DATA PROVIDED
══════════════════════════════

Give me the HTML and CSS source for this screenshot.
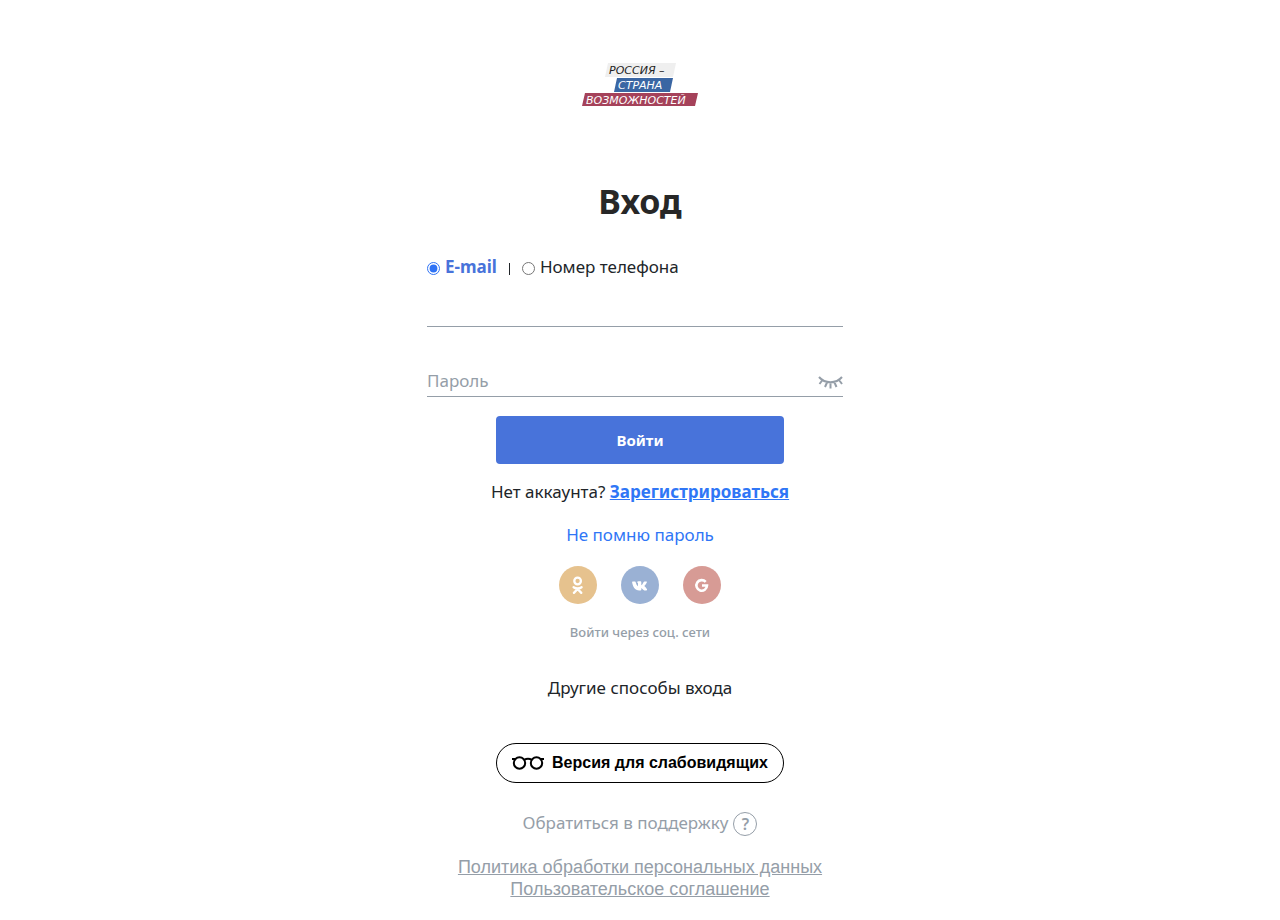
FILE: index.html
```html
<!DOCTYPE html>
<html lang="ru">
<head>
<meta charset="utf-8">
<meta name="viewport" content="width=device-width, initial-scale=1">
<title>Вход</title>
<link rel="stylesheet" href="styles.css">
</head>
<body>
<main class="page">
  <a class="logo" href="#" aria-label="Россия – страна возможностей">
    <svg width="116" height="44" viewBox="0 0 116 44" aria-hidden="true">
      <path fill="#efefef" d="M26 0H94L91 14H23Z"/>
      <path fill="#3a66a3" d="M35 15H91L88 29H32Z"/>
      <path fill="#a5425a" d="M3 30H116L113 43H0Z"/>
      <g class="logo-text">
        <text x="27" y="11" fill="#222">РОССИЯ –</text>
        <text x="36" y="26" fill="#fff">СТРАНА</text>
        <text x="4" y="41" fill="#fff">ВОЗМОЖНОСТЕЙ</text>
      </g>
    </svg>
  </a>
  <h1 class="title">Вход</h1>
  <form class="form">
    <div class="modes">
      <label class="mode"><input class="radio" type="radio" name="mode" checked><span class="mode-name">E-mail</span></label>
      <span class="divider"></span>
      <label class="mode"><input class="radio" type="radio" name="mode"><span class="mode-name">Номер телефона</span></label>
    </div>
    <div class="field"><input class="input" type="email" aria-label="E-mail"></div>
    <div class="field field-password">
      <input class="input" type="password" placeholder="Пароль" aria-label="Пароль">
      <button class="reveal" type="button" aria-label="Показать пароль">
        <svg width="25" height="14" viewBox="0 0 25 14" fill="none" stroke="#959ea8" stroke-width="2"><path d="M1 2C7 9 18 9 24 2M4.500 5L1.500 9M9 7.500L7 12M12.500 8.500V13.500M16.500 7.500L18.500 12M21 5L24 9"/></svg>
      </button>
    </div>
    <button class="submit" type="submit">Войти</button>
  </form>
  <p class="register">Нет аккаунта? <a class="register-link" href="#">Зарегистрироваться</a></p>
  <a class="forgot" href="#">Не помню пароль</a>
  <div class="socials">
    <a class="social social-ok" href="#" aria-label="Одноклассники">
      <svg width="38" height="38" viewBox="0 0 38 38" fill="none" stroke="#fff" stroke-width="2.300"><circle cx="18.600" cy="15" r="3.300"/><path stroke-linecap="round" d="M14.600 21.200Q18.600 23.800 22.600 21.200M18.600 23L14.900 26.900M18.600 23L22.300 26.900"/></svg>
    </a>
    <a class="social social-vk" href="#" aria-label="ВКонтакте">
      <svg width="38" height="38" viewBox="0 0 38 38" fill="#fff"><path d="M18.300 24.500C13.800 24.500 11.800 20.500 11.100 16.200Q11 15.500 11.800 15.500H14Q14.500 15.500 14.700 16.200C15.200 18 15.900 19.400 17 20.200V17.500Q17 16.500 16 16.200Q16.300 15.300 17.700 15.300H19.500Q20.300 15.300 20.300 16.200V19.300C21.500 18.700 22 17.400 22.600 16.100Q22.900 15.500 23.500 15.500H25.300Q26.300 15.500 25.900 16.300C25.300 17.700 24.500 18.900 23.300 20C24.400 21 25.300 22 26 23.200Q26.500 24.300 25.300 24.400H23.300C22.300 24.400 21.600 22.700 20.300 22V23.700Q20.300 24.500 19.400 24.500Z"/></svg>
    </a>
    <a class="social social-google" href="#" aria-label="Google">
      <svg width="38" height="38" viewBox="0 0 38 38" fill="none" stroke="#fff" stroke-width="2.600"><path d="M22.700 15.900A5.300 5.300 0 1 0 24 19.500H19"/></svg>
    </a>
  </div>
  <p class="social-note">Войти через соц. сети</p>
  <a class="other" href="#">Другие способы входа</a>
  <button class="vision" type="button">
    <svg width="32" height="14" viewBox="0 0 32 14" fill="none" stroke="#000" stroke-width="2"><circle cx="7.500" cy="7" r="5.700"/><circle cx="24.500" cy="7" r="5.700"/><path d="M0 3H3.500M28.500 3H32M12 4Q16 1.500 20 4"/></svg>
    Версия для слабовидящих
  </button>
  <a class="support" href="#">Обратиться в поддержку <span class="question">?</span></a>
  <footer class="legal">
    <a class="legal-link" href="#">Политика обработки персональных данных</a>
    <a class="legal-link" href="#">Пользовательское соглашение</a>
  </footer>
</main>
</body>
</html>
```
FILE: styles.css
```css
* { box-sizing: border-box; }
body {
  margin: 0;
  background: #fff;
  color: #212529;
  font: 17px/24px "Noto Sans", sans-serif;
}
.page {
  display: flex;
  flex-direction: column;
  align-items: center;
  max-width: 458px;
  margin: 0 auto;
  padding: 63px 16px 20px;
}
a { color: inherit; text-decoration: none; }
button { padding: 0; border: 0; background: none; cursor: pointer; }
svg { display: block; overflow: visible; }
.logo-text { font: italic 11px "DejaVu Sans", sans-serif; }
.title {
  margin: 70px 0 0;
  color: #272727;
  font-size: 34px;
  font-weight: 700;
  line-height: 48px;
}
.form {
  display: flex;
  flex-direction: column;
  width: 100%;
  margin-top: 30px;
}
.modes { display: flex; align-items: center; gap: 12px; }
.mode { display: flex; align-items: center; gap: 5px; }
.radio { width: 13px; height: 13px; margin: 2px 0 0; accent-color: #2f73f5; }
.radio:checked + .mode-name { color: #4873da; font-weight: 700; }
.divider { width: 1px; height: 12px; margin-top: 4px; background: #212529; }
.field {
  display: flex;
  align-items: center;
  height: 32px;
  margin: 16px 10px 0 0;
  border-bottom: 1px solid #959ea8;
}
.field-password { margin-top: 38px; }
.input {
  flex: 1;
  min-width: 0;
  padding: 0;
  border: 0;
  outline: 0;
  background: none;
  color: inherit;
  font: inherit;
}
.input::placeholder { color: #959ea8; opacity: 1; }
.reveal { padding-top: 2px; }
.submit {
  align-self: center;
  width: 288px;
  height: 48px;
  margin-top: 19px;
  border-radius: 4px;
  background: #4873da;
  color: #fff;
  font: 700 15px "Noto Sans", sans-serif;
}
.register { margin: 16px 0 0; }
.register-link { color: #2f76f6; font-weight: 700; text-decoration: underline; }
.forgot { margin-top: 19px; color: #2f76f6; }
.socials { display: flex; gap: 24px; margin-top: 19px; }
.social { width: 38px; height: 38px; border-radius: 50%; }
.social-ok { background: #e6c28e; }
.social-vk { background: #9ab1d4; }
.social-google { background: #d79b95; }
.social-note { margin: 18px 0 0; color: #959ea8; font-size: 13px; font-weight: 500; line-height: 20px; }
.other { margin-top: 34px; }
.vision {
  display: flex;
  align-items: center;
  justify-content: center;
  gap: 8px;
  width: 288px;
  height: 40px;
  margin-top: 43px;
  border: 1px solid #000;
  border-radius: 20px;
  color: #000;
  font: 700 16px "Liberation Sans", Arial, sans-serif;
}
.support { display: flex; gap: 5px; margin-top: 28px; color: #959ea8; }
.question {
  width: 24px;
  height: 24px;
  margin-top: 1px;
  border: 1px solid #959ea8;
  border-radius: 50%;
  font-weight: 600;
  font-size: 16px;
  line-height: 22px;
  text-align: center;
}
.legal {
  display: flex;
  flex-direction: column;
  align-items: center;
  margin-top: 20px;
  color: #959ea8;
  font: 18px/22px "Liberation Sans", Arial, sans-serif;
  text-align: center;
}
.legal-link { text-decoration: underline; }
```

══════════════════════════════

Return the material exactly as given, apart from the pictures.

Give me the HTML and CSS source for this screenshot.
FILE: index.html
```html
<!DOCTYPE html>
<html lang="ru">
<head>
<meta charset="utf-8">
<meta name="viewport" content="width=device-width, initial-scale=1">
<title>Вход</title>
<link rel="stylesheet" href="styles.css">
</head>
<body>
<main class="page">
  <a class="logo" href="#" aria-label="Россия – страна возможностей">
    <svg width="116" height="44" viewBox="0 0 116 44" aria-hidden="true">
      <path fill="#efefef" d="M26 0H94L91 14H23Z"/>
      <path fill="#3a66a3" d="M35 15H91L88 29H32Z"/>
      <path fill="#a5425a" d="M3 30H116L113 43H0Z"/>
      <g class="logo-text">
        <text x="27" y="11" fill="#222">РОССИЯ –</text>
        <text x="36" y="26" fill="#fff">СТРАНА</text>
        <text x="4" y="41" fill="#fff">ВОЗМОЖНОСТЕЙ</text>
      </g>
    </svg>
  </a>
  <h1 class="title">Вход</h1>
  <form class="form">
    <div class="modes">
      <label class="mode"><input class="radio" type="radio" name="mode" checked><span class="mode-name">E-mail</span></label>
      <span class="divider"></span>
      <label class="mode"><input class="radio" type="radio" name="mode"><span class="mode-name">Номер телефона</span></label>
    </div>
    <div class="field"><input class="input" type="email" aria-label="E-mail"></div>
    <div class="field field-password">
      <input class="input" type="password" placeholder="Пароль" aria-label="Пароль">
      <button class="reveal" type="button" aria-label="Показать пароль">
        <svg width="25" height="14" viewBox="0 0 25 14" fill="none" stroke="#959ea8" stroke-width="2"><path d="M1 2C7 9 18 9 24 2M4.500 5L1.500 9M9 7.500L7 12M12.500 8.500V13.500M16.500 7.500L18.500 12M21 5L24 9"/></svg>
      </button>
    </div>
    <button class="submit" type="submit">Войти</button>
  </form>
  <p class="register">Нет аккаунта? <a class="register-link" href="#">Зарегистрироваться</a></p>
  <a class="forgot" href="#">Не помню пароль</a>
  <div class="socials">
    <a class="social social-ok" href="#" aria-label="Одноклассники">
      <svg width="38" height="38" viewBox="0 0 38 38" fill="none" stroke="#fff" stroke-width="2.300"><circle cx="18.600" cy="15" r="3.300"/><path stroke-linecap="round" d="M14.600 21.200Q18.600 23.800 22.600 21.200M18.600 23L14.900 26.900M18.600 23L22.300 26.900"/></svg>
    </a>
    <a class="social social-vk" href="#" aria-label="ВКонтакте">
      <svg width="38" height="38" viewBox="0 0 38 38" fill="#fff"><path d="M18.300 24.500C13.800 24.500 11.800 20.500 11.100 16.200Q11 15.500 11.800 15.500H14Q14.500 15.500 14.700 16.200C15.200 18 15.900 19.400 17 20.200V17.500Q17 16.500 16 16.200Q16.300 15.300 17.700 15.300H19.500Q20.300 15.300 20.300 16.200V19.300C21.500 18.700 22 17.400 22.600 16.100Q22.900 15.500 23.500 15.500H25.300Q26.300 15.500 25.900 16.300C25.300 17.700 24.500 18.900 23.300 20C24.400 21 25.300 22 26 23.200Q26.500 24.300 25.300 24.400H23.300C22.300 24.400 21.600 22.700 20.300 22V23.700Q20.300 24.500 19.400 24.500Z"/></svg>
    </a>
    <a class="social social-google" href="#" aria-label="Google">
      <svg width="38" height="38" viewBox="0 0 38 38" fill="none" stroke="#fff" stroke-width="2.600"><path d="M22.700 15.900A5.300 5.300 0 1 0 24 19.500H19"/></svg>
    </a>
  </div>
  <p class="social-note">Войти через соц. сети</p>
  <a class="other" href="#">Другие способы входа</a>
  <button class="vision" type="button">
    <svg width="32" height="14" viewBox="0 0 32 14" fill="none" stroke="#000" stroke-width="2"><circle cx="7.500" cy="7" r="5.700"/><circle cx="24.500" cy="7" r="5.700"/><path d="M0 3H3.500M28.500 3H32M12 4Q16 1.500 20 4"/></svg>
    Версия для слабовидящих
  </button>
  <a class="support" href="#">Обратиться в поддержку <span class="question">?</span></a>
  <footer class="legal">
    <a class="legal-link" href="#">Политика обработки персональных данных</a>
    <a class="legal-link" href="#">Пользовательское соглашение</a>
  </footer>
</main>
</body>
</html>
```
FILE: styles.css
```css
* { box-sizing: border-box; }
body {
  margin: 0;
  background: #fff;
  color: #212529;
  font: 17px/24px "Noto Sans", sans-serif;
}
.page {
  display: flex;
  flex-direction: column;
  align-items: center;
  max-width: 458px;
  margin: 0 auto;
  padding: 63px 16px 20px;
}
a { color: inherit; text-decoration: none; }
button { padding: 0; border: 0; background: none; cursor: pointer; }
svg { display: block; overflow: visible; }
.logo-text { font: italic 11px "DejaVu Sans", sans-serif; }
.title {
  margin: 70px 0 0;
  color: #272727;
  font-size: 34px;
  font-weight: 700;
  line-height: 48px;
}
.form {
  display: flex;
  flex-direction: column;
  width: 100%;
  margin-top: 30px;
}
.modes { display: flex; align-items: center; gap: 12px; }
.mode { display: flex; align-items: center; gap: 5px; }
.radio { width: 13px; height: 13px; margin: 2px 0 0; accent-color: #2f73f5; }
.radio:checked + .mode-name { color: #4873da; font-weight: 700; }
.divider { width: 1px; height: 12px; margin-top: 4px; background: #212529; }
.field {
  display: flex;
  align-items: center;
  height: 32px;
  margin: 16px 10px 0 0;
  border-bottom: 1px solid #959ea8;
}
.field-password { margin-top: 38px; }
.input {
  flex: 1;
  min-width: 0;
  padding: 0;
  border: 0;
  outline: 0;
  background: none;
  color: inherit;
  font: inherit;
}
.input::placeholder { color: #959ea8; opacity: 1; }
.reveal { padding-top: 2px; }
.submit {
  align-self: center;
  width: 288px;
  height: 48px;
  margin-top: 19px;
  border-radius: 4px;
  background: #4873da;
  color: #fff;
  font: 700 15px "Noto Sans", sans-serif;
}
.register { margin: 16px 0 0; }
.register-link { color: #2f76f6; font-weight: 700; text-decoration: underline; }
.forgot { margin-top: 19px; color: #2f76f6; }
.socials { display: flex; gap: 24px; margin-top: 19px; }
.social { width: 38px; height: 38px; border-radius: 50%; }
.social-ok { background: #e6c28e; }
.social-vk { background: #9ab1d4; }
.social-google { background: #d79b95; }
.social-note { margin: 18px 0 0; color: #959ea8; font-size: 13px; font-weight: 500; line-height: 20px; }
.other { margin-top: 34px; }
.vision {
  display: flex;
  align-items: center;
  justify-content: center;
  gap: 8px;
  width: 288px;
  height: 40px;
  margin-top: 43px;
  border: 1px solid #000;
  border-radius: 20px;
  color: #000;
  font: 700 16px "Liberation Sans", Arial, sans-serif;
}
.support { display: flex; gap: 5px; margin-top: 28px; color: #959ea8; }
.question {
  width: 24px;
  height: 24px;
  margin-top: 1px;
  border: 1px solid #959ea8;
  border-radius: 50%;
  font-weight: 600;
  font-size: 16px;
  line-height: 22px;
  text-align: center;
}
.legal {
  display: flex;
  flex-direction: column;
  align-items: center;
  margin-top: 20px;
  color: #959ea8;
  font: 18px/22px "Liberation Sans", Arial, sans-serif;
  text-align: center;
}
.legal-link { text-decoration: underline; }
```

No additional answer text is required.